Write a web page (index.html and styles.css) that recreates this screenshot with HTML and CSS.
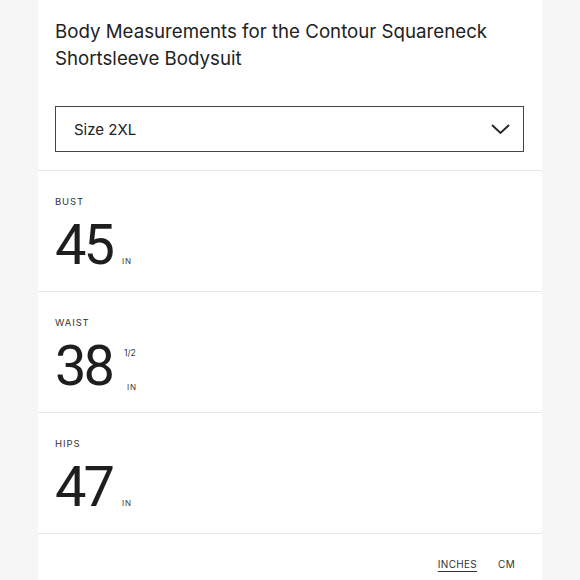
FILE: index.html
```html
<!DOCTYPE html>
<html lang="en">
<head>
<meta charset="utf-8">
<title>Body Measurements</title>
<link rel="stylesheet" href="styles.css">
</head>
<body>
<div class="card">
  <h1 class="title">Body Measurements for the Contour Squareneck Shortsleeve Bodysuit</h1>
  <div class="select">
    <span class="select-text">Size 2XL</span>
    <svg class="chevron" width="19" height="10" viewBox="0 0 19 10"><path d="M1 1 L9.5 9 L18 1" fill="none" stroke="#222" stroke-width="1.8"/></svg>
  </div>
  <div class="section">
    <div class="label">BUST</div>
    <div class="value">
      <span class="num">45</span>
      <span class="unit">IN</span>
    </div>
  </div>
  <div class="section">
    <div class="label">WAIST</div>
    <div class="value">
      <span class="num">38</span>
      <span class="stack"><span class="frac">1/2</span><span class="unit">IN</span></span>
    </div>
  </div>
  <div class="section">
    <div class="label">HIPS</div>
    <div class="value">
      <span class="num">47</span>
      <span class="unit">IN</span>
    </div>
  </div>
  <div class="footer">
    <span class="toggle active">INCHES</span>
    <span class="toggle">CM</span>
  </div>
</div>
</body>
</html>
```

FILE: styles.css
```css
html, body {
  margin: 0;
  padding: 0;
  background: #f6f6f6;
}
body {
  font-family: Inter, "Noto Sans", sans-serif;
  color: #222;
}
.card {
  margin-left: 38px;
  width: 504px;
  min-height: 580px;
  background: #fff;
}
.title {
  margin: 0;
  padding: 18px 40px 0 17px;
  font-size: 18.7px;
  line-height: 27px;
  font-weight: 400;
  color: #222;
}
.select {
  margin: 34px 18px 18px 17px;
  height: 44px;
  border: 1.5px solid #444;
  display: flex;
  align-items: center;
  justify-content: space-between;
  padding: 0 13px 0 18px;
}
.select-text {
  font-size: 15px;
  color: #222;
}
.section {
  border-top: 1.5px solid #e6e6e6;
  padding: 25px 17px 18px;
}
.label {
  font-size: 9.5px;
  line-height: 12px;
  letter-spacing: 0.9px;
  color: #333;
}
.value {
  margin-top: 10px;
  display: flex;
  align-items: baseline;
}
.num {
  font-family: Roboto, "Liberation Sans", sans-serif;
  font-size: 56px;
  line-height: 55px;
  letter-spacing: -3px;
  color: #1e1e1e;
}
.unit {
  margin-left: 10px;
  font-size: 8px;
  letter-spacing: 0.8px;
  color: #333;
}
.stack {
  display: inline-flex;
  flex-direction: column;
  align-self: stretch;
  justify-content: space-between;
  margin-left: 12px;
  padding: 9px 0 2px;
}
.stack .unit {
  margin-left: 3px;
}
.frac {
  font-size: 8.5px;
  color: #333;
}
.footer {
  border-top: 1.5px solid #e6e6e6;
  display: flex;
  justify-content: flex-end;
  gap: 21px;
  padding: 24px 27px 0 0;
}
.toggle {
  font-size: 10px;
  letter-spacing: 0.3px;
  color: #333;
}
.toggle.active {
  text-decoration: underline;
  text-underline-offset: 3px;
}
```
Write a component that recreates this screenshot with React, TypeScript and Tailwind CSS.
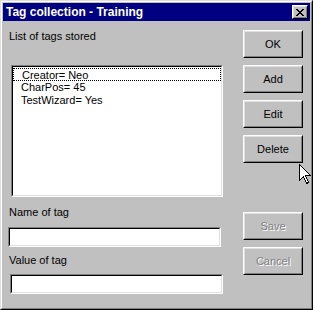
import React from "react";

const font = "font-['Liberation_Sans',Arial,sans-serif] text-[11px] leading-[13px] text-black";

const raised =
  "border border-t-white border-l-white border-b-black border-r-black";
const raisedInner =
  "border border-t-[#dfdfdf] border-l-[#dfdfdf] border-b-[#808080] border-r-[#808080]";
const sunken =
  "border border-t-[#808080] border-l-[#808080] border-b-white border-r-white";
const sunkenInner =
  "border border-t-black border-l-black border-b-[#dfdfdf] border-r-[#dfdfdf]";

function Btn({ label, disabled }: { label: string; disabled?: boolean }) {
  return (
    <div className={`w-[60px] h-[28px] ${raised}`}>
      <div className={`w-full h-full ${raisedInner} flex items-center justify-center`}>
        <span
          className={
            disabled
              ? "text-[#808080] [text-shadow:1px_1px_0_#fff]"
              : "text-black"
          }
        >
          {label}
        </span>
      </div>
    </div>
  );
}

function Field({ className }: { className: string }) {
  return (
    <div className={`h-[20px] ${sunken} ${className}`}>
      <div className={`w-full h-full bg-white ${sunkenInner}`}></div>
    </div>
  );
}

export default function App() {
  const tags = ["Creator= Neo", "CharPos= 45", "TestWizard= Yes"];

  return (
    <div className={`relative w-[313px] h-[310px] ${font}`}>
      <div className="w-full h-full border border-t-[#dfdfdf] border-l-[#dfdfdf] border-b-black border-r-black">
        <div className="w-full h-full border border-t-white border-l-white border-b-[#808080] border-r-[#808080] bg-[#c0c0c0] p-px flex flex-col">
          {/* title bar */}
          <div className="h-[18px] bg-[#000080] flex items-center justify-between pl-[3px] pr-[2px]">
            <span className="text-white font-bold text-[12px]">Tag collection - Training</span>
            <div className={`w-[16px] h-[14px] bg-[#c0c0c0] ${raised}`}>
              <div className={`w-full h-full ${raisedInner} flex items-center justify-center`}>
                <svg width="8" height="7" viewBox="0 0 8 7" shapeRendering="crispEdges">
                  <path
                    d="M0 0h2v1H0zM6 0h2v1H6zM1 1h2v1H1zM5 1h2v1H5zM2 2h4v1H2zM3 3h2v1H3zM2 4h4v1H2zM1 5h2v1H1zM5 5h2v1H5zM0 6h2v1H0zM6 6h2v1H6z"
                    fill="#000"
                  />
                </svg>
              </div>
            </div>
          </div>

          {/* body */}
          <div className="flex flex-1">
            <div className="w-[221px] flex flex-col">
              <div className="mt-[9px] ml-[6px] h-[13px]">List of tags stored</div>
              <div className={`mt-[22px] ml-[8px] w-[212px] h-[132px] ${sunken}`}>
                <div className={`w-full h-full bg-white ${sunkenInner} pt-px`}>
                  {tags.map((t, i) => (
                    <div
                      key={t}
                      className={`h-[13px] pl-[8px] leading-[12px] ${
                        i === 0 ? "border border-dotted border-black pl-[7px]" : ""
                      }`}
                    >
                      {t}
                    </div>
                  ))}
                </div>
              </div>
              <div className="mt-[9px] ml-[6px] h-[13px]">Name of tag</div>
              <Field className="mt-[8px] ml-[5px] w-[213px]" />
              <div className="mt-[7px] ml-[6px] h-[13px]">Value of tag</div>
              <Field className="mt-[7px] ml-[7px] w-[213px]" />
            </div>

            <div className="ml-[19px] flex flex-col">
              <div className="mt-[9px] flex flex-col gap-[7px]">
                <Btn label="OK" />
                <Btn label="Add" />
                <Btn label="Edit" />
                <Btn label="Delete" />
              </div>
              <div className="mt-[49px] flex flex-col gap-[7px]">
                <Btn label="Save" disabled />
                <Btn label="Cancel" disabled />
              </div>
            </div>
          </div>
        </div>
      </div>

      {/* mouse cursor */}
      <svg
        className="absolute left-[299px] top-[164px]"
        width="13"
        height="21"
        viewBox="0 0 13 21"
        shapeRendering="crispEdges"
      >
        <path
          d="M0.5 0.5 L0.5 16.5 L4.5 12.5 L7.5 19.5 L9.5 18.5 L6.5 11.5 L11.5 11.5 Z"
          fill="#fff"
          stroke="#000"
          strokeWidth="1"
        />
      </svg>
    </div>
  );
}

--------------------------------

» DESCRIPTION OF THE TASK:
Keep the pictures out and write out the records exactly.

» EXERCISE RESPONSE:
Write a web page (index.html and styles.css) that recreates this screenshot with HTML and CSS.
FILE: index.html
```html
<!DOCTYPE html>
<html lang="en">
<head>
<meta charset="utf-8">
<title>Body Measurements</title>
<link rel="stylesheet" href="styles.css">
</head>
<body>
<div class="card">
  <h1 class="title">Body Measurements for the Contour Squareneck Shortsleeve Bodysuit</h1>
  <div class="select">
    <span class="select-text">Size 2XL</span>
    <svg class="chevron" width="19" height="10" viewBox="0 0 19 10"><path d="M1 1 L9.5 9 L18 1" fill="none" stroke="#222" stroke-width="1.8"/></svg>
  </div>
  <div class="section">
    <div class="label">BUST</div>
    <div class="value">
      <span class="num">45</span>
      <span class="unit">IN</span>
    </div>
  </div>
  <div class="section">
    <div class="label">WAIST</div>
    <div class="value">
      <span class="num">38</span>
      <span class="stack"><span class="frac">1/2</span><span class="unit">IN</span></span>
    </div>
  </div>
  <div class="section">
    <div class="label">HIPS</div>
    <div class="value">
      <span class="num">47</span>
      <span class="unit">IN</span>
    </div>
  </div>
  <div class="footer">
    <span class="toggle active">INCHES</span>
    <span class="toggle">CM</span>
  </div>
</div>
</body>
</html>
```

FILE: styles.css
```css
html, body {
  margin: 0;
  padding: 0;
  background: #f6f6f6;
}
body {
  font-family: Inter, "Noto Sans", sans-serif;
  color: #222;
}
.card {
  margin-left: 38px;
  width: 504px;
  min-height: 580px;
  background: #fff;
}
.title {
  margin: 0;
  padding: 18px 40px 0 17px;
  font-size: 18.7px;
  line-height: 27px;
  font-weight: 400;
  color: #222;
}
.select {
  margin: 34px 18px 18px 17px;
  height: 44px;
  border: 1.5px solid #444;
  display: flex;
  align-items: center;
  justify-content: space-between;
  padding: 0 13px 0 18px;
}
.select-text {
  font-size: 15px;
  color: #222;
}
.section {
  border-top: 1.5px solid #e6e6e6;
  padding: 25px 17px 18px;
}
.label {
  font-size: 9.5px;
  line-height: 12px;
  letter-spacing: 0.9px;
  color: #333;
}
.value {
  margin-top: 10px;
  display: flex;
  align-items: baseline;
}
.num {
  font-family: Roboto, "Liberation Sans", sans-serif;
  font-size: 56px;
  line-height: 55px;
  letter-spacing: -3px;
  color: #1e1e1e;
}
.unit {
  margin-left: 10px;
  font-size: 8px;
  letter-spacing: 0.8px;
  color: #333;
}
.stack {
  display: inline-flex;
  flex-direction: column;
  align-self: stretch;
  justify-content: space-between;
  margin-left: 12px;
  padding: 9px 0 2px;
}
.stack .unit {
  margin-left: 3px;
}
.frac {
  font-size: 8.5px;
  color: #333;
}
.footer {
  border-top: 1.5px solid #e6e6e6;
  display: flex;
  justify-content: flex-end;
  gap: 21px;
  padding: 24px 27px 0 0;
}
.toggle {
  font-size: 10px;
  letter-spacing: 0.3px;
  color: #333;
}
.toggle.active {
  text-decoration: underline;
  text-underline-offset: 3px;
}
```
Write a component that recreates this screenshot with React, TypeScript and Tailwind CSS.
import React from "react";

const font = "font-['Liberation_Sans',Arial,sans-serif] text-[11px] leading-[13px] text-black";

const raised =
  "border border-t-white border-l-white border-b-black border-r-black";
const raisedInner =
  "border border-t-[#dfdfdf] border-l-[#dfdfdf] border-b-[#808080] border-r-[#808080]";
const sunken =
  "border border-t-[#808080] border-l-[#808080] border-b-white border-r-white";
const sunkenInner =
  "border border-t-black border-l-black border-b-[#dfdfdf] border-r-[#dfdfdf]";

function Btn({ label, disabled }: { label: string; disabled?: boolean }) {
  return (
    <div className={`w-[60px] h-[28px] ${raised}`}>
      <div className={`w-full h-full ${raisedInner} flex items-center justify-center`}>
        <span
          className={
            disabled
              ? "text-[#808080] [text-shadow:1px_1px_0_#fff]"
              : "text-black"
          }
        >
          {label}
        </span>
      </div>
    </div>
  );
}

function Field({ className }: { className: string }) {
  return (
    <div className={`h-[20px] ${sunken} ${className}`}>
      <div className={`w-full h-full bg-white ${sunkenInner}`}></div>
    </div>
  );
}

export default function App() {
  const tags = ["Creator= Neo", "CharPos= 45", "TestWizard= Yes"];

  return (
    <div className={`relative w-[313px] h-[310px] ${font}`}>
      <div className="w-full h-full border border-t-[#dfdfdf] border-l-[#dfdfdf] border-b-black border-r-black">
        <div className="w-full h-full border border-t-white border-l-white border-b-[#808080] border-r-[#808080] bg-[#c0c0c0] p-px flex flex-col">
          {/* title bar */}
          <div className="h-[18px] bg-[#000080] flex items-center justify-between pl-[3px] pr-[2px]">
            <span className="text-white font-bold text-[12px]">Tag collection - Training</span>
            <div className={`w-[16px] h-[14px] bg-[#c0c0c0] ${raised}`}>
              <div className={`w-full h-full ${raisedInner} flex items-center justify-center`}>
                <svg width="8" height="7" viewBox="0 0 8 7" shapeRendering="crispEdges">
                  <path
                    d="M0 0h2v1H0zM6 0h2v1H6zM1 1h2v1H1zM5 1h2v1H5zM2 2h4v1H2zM3 3h2v1H3zM2 4h4v1H2zM1 5h2v1H1zM5 5h2v1H5zM0 6h2v1H0zM6 6h2v1H6z"
                    fill="#000"
                  />
                </svg>
              </div>
            </div>
          </div>

          {/* body */}
          <div className="flex flex-1">
            <div className="w-[221px] flex flex-col">
              <div className="mt-[9px] ml-[6px] h-[13px]">List of tags stored</div>
              <div className={`mt-[22px] ml-[8px] w-[212px] h-[132px] ${sunken}`}>
                <div className={`w-full h-full bg-white ${sunkenInner} pt-px`}>
                  {tags.map((t, i) => (
                    <div
                      key={t}
                      className={`h-[13px] pl-[8px] leading-[12px] ${
                        i === 0 ? "border border-dotted border-black pl-[7px]" : ""
                      }`}
                    >
                      {t}
                    </div>
                  ))}
                </div>
              </div>
              <div className="mt-[9px] ml-[6px] h-[13px]">Name of tag</div>
              <Field className="mt-[8px] ml-[5px] w-[213px]" />
              <div className="mt-[7px] ml-[6px] h-[13px]">Value of tag</div>
              <Field className="mt-[7px] ml-[7px] w-[213px]" />
            </div>

            <div className="ml-[19px] flex flex-col">
              <div className="mt-[9px] flex flex-col gap-[7px]">
                <Btn label="OK" />
                <Btn label="Add" />
                <Btn label="Edit" />
                <Btn label="Delete" />
              </div>
              <div className="mt-[49px] flex flex-col gap-[7px]">
                <Btn label="Save" disabled />
                <Btn label="Cancel" disabled />
              </div>
            </div>
          </div>
        </div>
      </div>

      {/* mouse cursor */}
      <svg
        className="absolute left-[299px] top-[164px]"
        width="13"
        height="21"
        viewBox="0 0 13 21"
        shapeRendering="crispEdges"
      >
        <path
          d="M0.5 0.5 L0.5 16.5 L4.5 12.5 L7.5 19.5 L9.5 18.5 L6.5 11.5 L11.5 11.5 Z"
          fill="#fff"
          stroke="#000"
          strokeWidth="1"
        />
      </svg>
    </div>
  );
}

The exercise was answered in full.